New rules for the competitive bid process aimed at the sale of the debtor’s assets in each phase or type of concordato preventivo procedure, which can now take place even before the confirmation order of the Court.

Competitive sale of debtor’s assets

The Law Decree introduces new rules based on recent case law in the well-known  precedents  of  “San Raffaele” (Court of Milan) and “La Perla” (Court of Bologna) which considered the terms of the sale of the business unit to a third party – designated by the debtor in the concordato plan and proposal – not consistent with the aim of the procedure to maximize the value of the assets in the creditors’ best interest, thus ordering an immediate public auction, although the transfer of the business units could take place only after the confirmation order of the Court.

This case law, which was not uniformly followed by the Courts, thus creating uncertainty  for  potential investors, has been now disciplined by the new Article 163-bis IBL, according to which, whenever a concordato preventivo plan includes a proposal by a designated third party to purchase some of the debtor’s assets for a pre-determined price, the judicial commissioner shall evaluate if the price offered is fair.

If the judicial commissioner finds that the price is not consistent with the  best  creditors’  interest  and considers that a higher price could be reached with a public auction, he files a petition to the Court to open a competitive bid process.

The ruling of the Court – entitled to proceed also sua sponte – sets the guidelines for the auction, providing:

  • modes and criteria to compare the various offers;
  • pre-requisites to take part to the auction;
  • modes and limits for bidders to access the relevant information;
  • the date of the public hearing at which offers will be considered;
  • conditions of the public auction;
  • collateral which can be asked to the bidders;
  • public notice of the auction.

The bid process shall be completed before the creditor’s meeting and the debtor shall amend accordingly the concordato preventivo proposal in order to allow the creditors to vote the proposal as updated.

According to Article 163-bis, first paragraph, IBL the transfer of the auctioned assets or business unit can take place also before the confirmation order of the Court.

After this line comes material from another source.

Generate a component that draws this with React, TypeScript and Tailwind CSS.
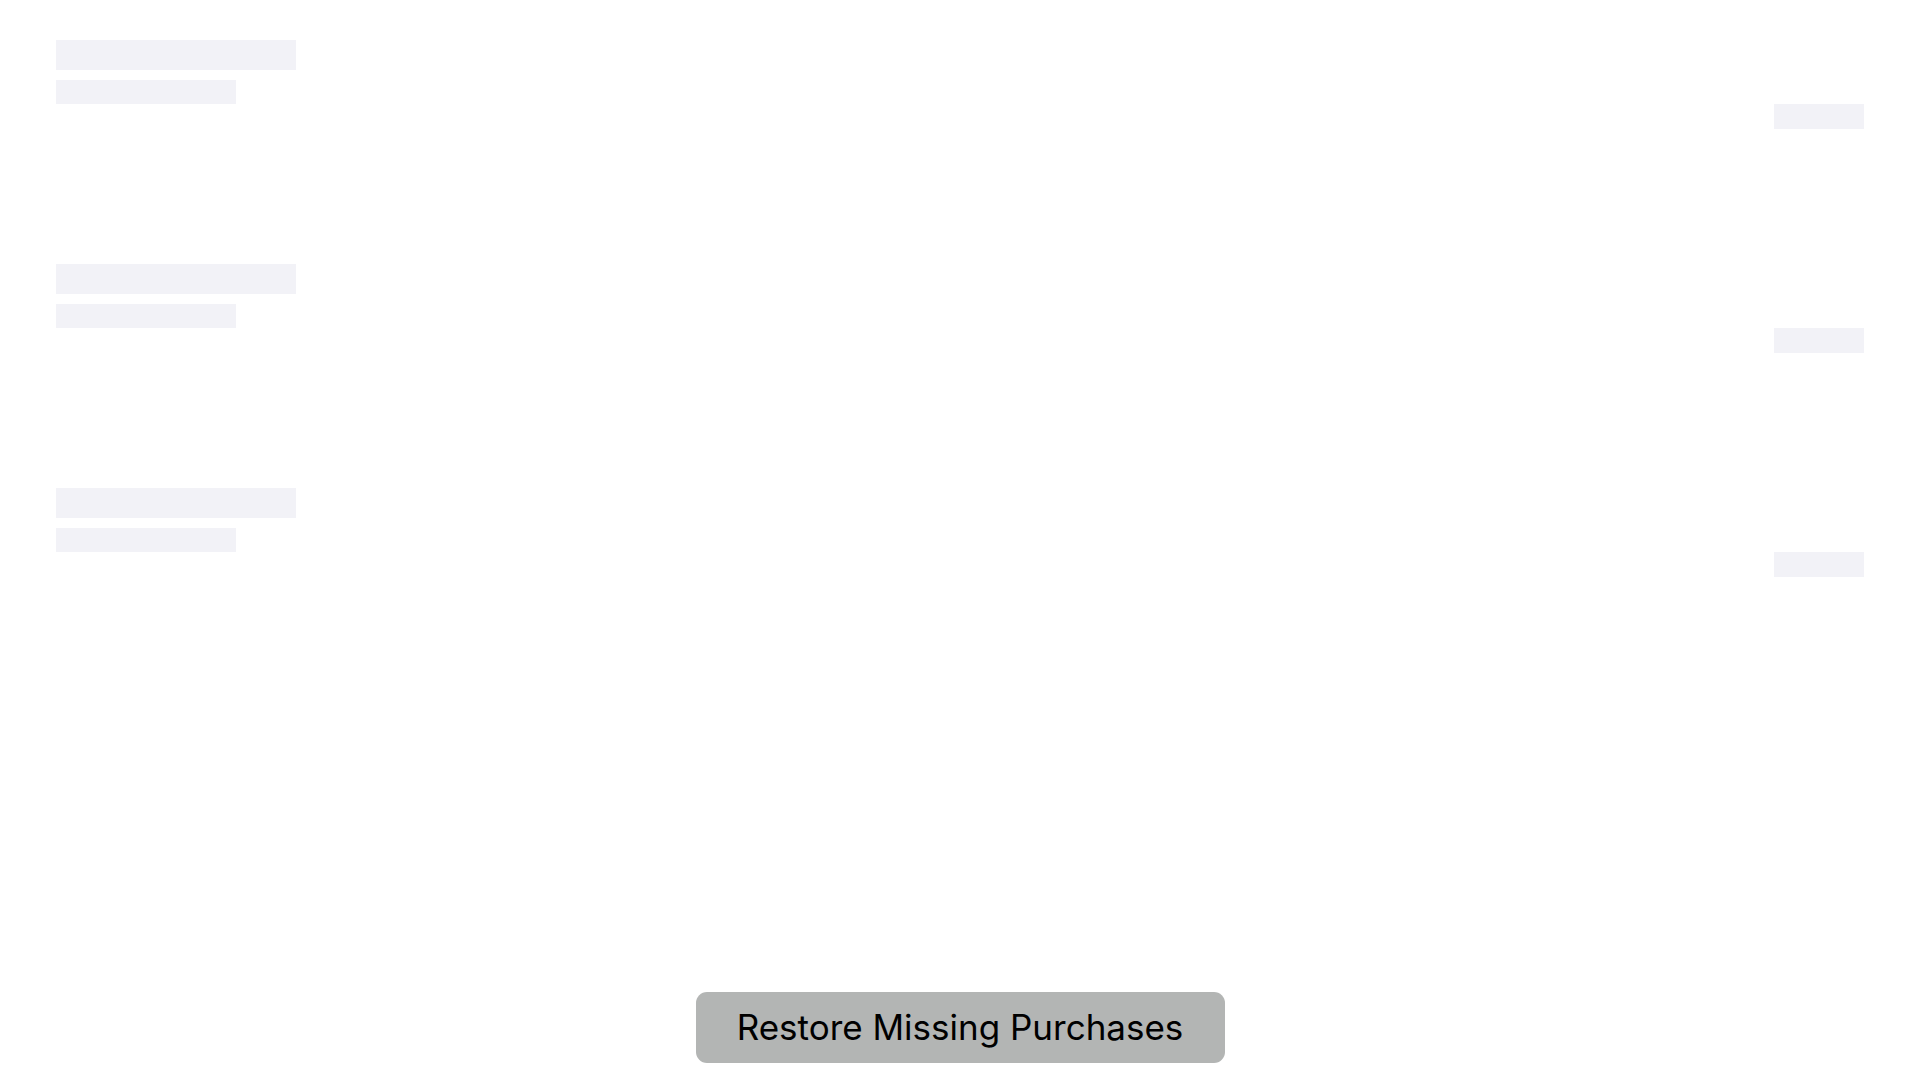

Article 182 IBL is amended as follows:

  • public auction rules applicable to bankruptcy liquidation procedure (Articles from 105 to 108-ter IBL) shall now apply to all sales and transfers of assets taking place after the filing (or pre-filing) of the request for admission to the concordato preventivo proceeding and not (as before) only after the confirmation order by the Court;
  • public notice rules for auction sales set by Article 490 of the Italian Civil Procedure Code (which is also amended in this respect by Law Decree No. 83/2015) regarding the upcoming “portale delle vendite pubbliche” (public sales web-portal) are applicable only to concordato preventivo plans providing for a full liquidation of the debtor’s assets (cessione dei beni);

As a consequence of the Law Decree, several relevant new rules are introduced for the competitive sale of debtor’s assets or business:

  • concordato preventivo procedures shall now always provide competitive bids for the  sales  of  the debtor’s assets;
  • the transfer of the debtor’s assets or business can take place also before the confirmation order of the Court;
  • it seems that the anticipation of the sale could take place only in case the judicial commissioner raises an objection to the fairness of the price offered: however, the Court is entitled to act on its own motion in the best interest of the creditors and this may allow a wider application of the new rule;
  • it can not be ruled out that the provision of Article 163-bis IBL can be extensively interpreted to admit that the concordato preventivo proposal can always (and not only in the situation envisaged by Article 163-bis IBL) provide the sale of the debtor’s assets before the confirmation order of the Court;
  • it can be inferred from the new rules that the transfer of the debtor’s business unit to a designated third party purchaser can still be considered as a binding term of the concordato preventivo proposal, without the need of a public auction after confirmation of the concordato, considering that the bid process can now take place during the procedure according to Article 163-bis IBL.

The new rules could significantly impact on the routine so far followed for concordato preventivo procedures and in particular on the lease of business arrangements which were  put  in  place  in  order  to preserve the business before the sale could be made, only after the confirmation order of the Court. Indeed, this was due to the need to have the debtor discharged from residual debts relating to the business being transferred, otherwise the purchaser could incur joint liability for such debts: Article 105 IBL (excluding joint liability) is now made applicable to sale of business units also after the filing (or pre-filing) of the request for admission to the concordato preventivo proceeding.

Enforcement of the new provisions

The new Article 163-bis IBL can be applied to concordato preventivo procedures started after 27 June 2015 (date of publication in the Official Gazette of Law Decree No. 83/2015).

Amendments to Article 182 IBL can be applied also to  concordato  preventivo  procedures  which  were already pending on 27 June 2015 (except for the provisions regarding the public notice rules, requiring that the Ministry of Justice sets the technicalities of the upcoming “portale delle vendite pubbliche”).